The Tablet


Clever is as clever does

05 May 2016 | by Selina Mills | Comments: 0

A Man of Genius

I  wondered if the first novel by a distinguished retired writer and the author of acclaimed studies of Mary Wollstonecraft, Aphra Behn and Jane Austen might be a daunting read. Would it be didactic, over-detailed and “superior”, as first-time novelists and over-eager academics can sometimes be? A Man of Genius is none of these; it is instead a clever and entertaining story of a Regency woman navigating her way through a Europe not only dominated by men with their Napoleonic plans of conquest, but by men who are constantly telling themselves, with few to challenge them, that they are geniuses.

Absorbing and psychologically astute, the novel follows the journey of Ann St Clair, who earns a precarious living by writing cheap Gothic novels. As all good heroines do, she falls in love with an apparent hero, Robert James, who lures her with his ideas and his talk. The couple decide to run away to Venice, where they pretend they are married. Robert is regarded by many as a man of genius, though as the novel progresses it’s clear that more than anything else he is a man of annoyance, and of violence. As Robert becomes increasingly obsessive and cruel, things deteriorate, and eventually our heroine must flee.

Like Ann, the reader is at the same time both lured and repulsed by Robert. Is he a genius, or just a hyperbolic egoist? Ann is forced to delve into her own past, and is jolted by a series of revelations – about her lover, but also about her own parentage, and about herself. Janet Todd is a great describer. The backdrop of Venice is described in fragments which stay with you: “The sky was the sort of light blue that cloaked the Virgin in faded Renaissance paintings.” And Ann’s inner struggle gently exposes the interior life of a woman in a world dominated by men and established by men for men. While men can be celebrated poets, she can only be a “hack writer of cheap Gothic novels”.

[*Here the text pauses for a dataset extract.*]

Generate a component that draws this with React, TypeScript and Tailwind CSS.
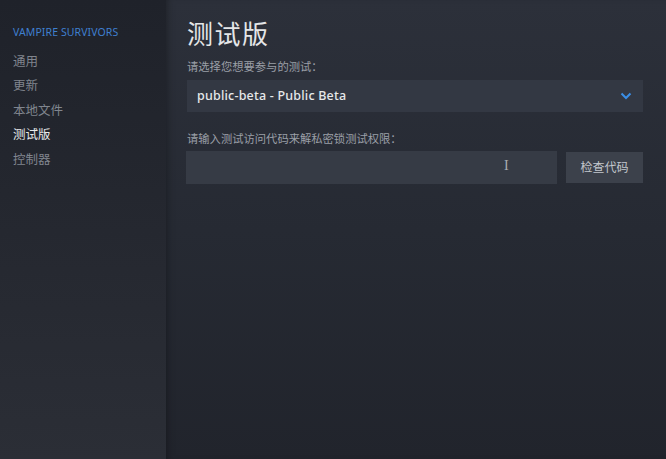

The novel grips. You want to know if Ann will have the gumption to leave the cod-Byronic Mr James. And you want to know if she will survive the society of secret codes and networks that created him in the first place. As Ann struggles with Robert and his reputation and with herself and her own gifts, you will find yourself questioning the basic premise of “genius”. Could it be all in the eye of the society which bestows the label?
Cleverly crafted, and making you wish you lived in Venice (as does the author herself for part of the year), A Man of Genius is a wonderful dive into nineteenth-century thinking without any of the effort of having to sit through a university lecture. I’m looking forward to further coursework from Janet Todd.